Сергей Яковлевич Елпатьевский предупредил меня, что завтра утром Толстой уезжает из Ялты. Ясно помню чудесное утро, веселый ветер, море — беспокойное, сверкающее — и пароход «Святой Николай», куда я забрался за час до приезда Льва Николаевича. Он приехал в двуконном экипаже с поднятым верхом. Коляска остановилась. И вот из коляски показалась старческая нога в высоком болотном сапоге, ища подножки, потом медленно, по-старчески, вышел он. На нем было коротковатое драповое пальто, высокие сапоги, подержанная шляпа котелком. И этот костюм, вместе с седыми иззелена волосами и длинной струящейся бородой, производил смешное и трогательное впечатление. Он был похож на старого еврея, из тех, которые так часто встречаются на юго-западе России.

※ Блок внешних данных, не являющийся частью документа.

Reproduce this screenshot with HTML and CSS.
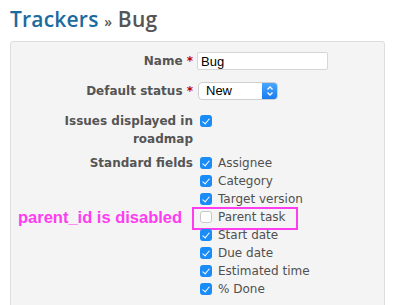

Меня ему представили. Я не могу сказать, какого цвета у него глаза, потому что я был очень растерян в эту минуту, да и потому, что цвету глаз я не придаю почти никакого значения. Помню пожатие его большой, холодной, негнущейся старческой руки. Помню поразившую меня неожиданность: вместо громадного маститого старца, вроде микеланджеловского Моисея, я увидел среднего роста старика, осторожного и точного в движениях. Помню его утомленный, старческий, тонкий голос. И вообще он производил впечатление очень старого и больного человека. Но я уже видел, как эти выцветшие от времени, спокойные глаза с маленькими острыми зрачками бессознательно, по привычке, вбирали в себя и ловкую беготню матросов, и подъем лебедки, и толпу на пристани, и небо, и солнце, и море, и, кажется, души всех нас, бывших в это время на пароходе. Здесь был очень интересный момент: доктора Волкова, приехавшего вместе с Толстым, приняли благодаря его косматой и плоской прическе за Максима Горького, и вся пароходная толпа хлынула за ним. В это время Толстой, как будто даже обрадовавшись минутной свободе, прошел на нос корабля, туда, где ютятся переселенцы, армяне, татары, беременные женщины, рабочие, потертые дьяконы, и я видел чудесное зрелище: перед ним с почтением расступались люди, не имевшие о нем никакого представления. Он шел, как истинный царь, который знает, что ему нельзя не дать дороги. В эту минуту я вспомнил отрывок церковной песни: «Се бо идет царь славы». И не мог я также не припомнить милого рассказа моей матери, старинной, убежденной москвички, о том, как Толстой идет где-то по одному из московских переулков, зимним погожим вечером, и как все идущие навстречу снимают перед ним шляпы и шапки, в знак добровольного преклонения. И я понял с изумительной наглядностью, что единственная форма власти, допустимая для человека, — это власть творческого гения, добровольно принятая, сладкая, волшебная власть.

87

Школу дорожных инженеров (франц.).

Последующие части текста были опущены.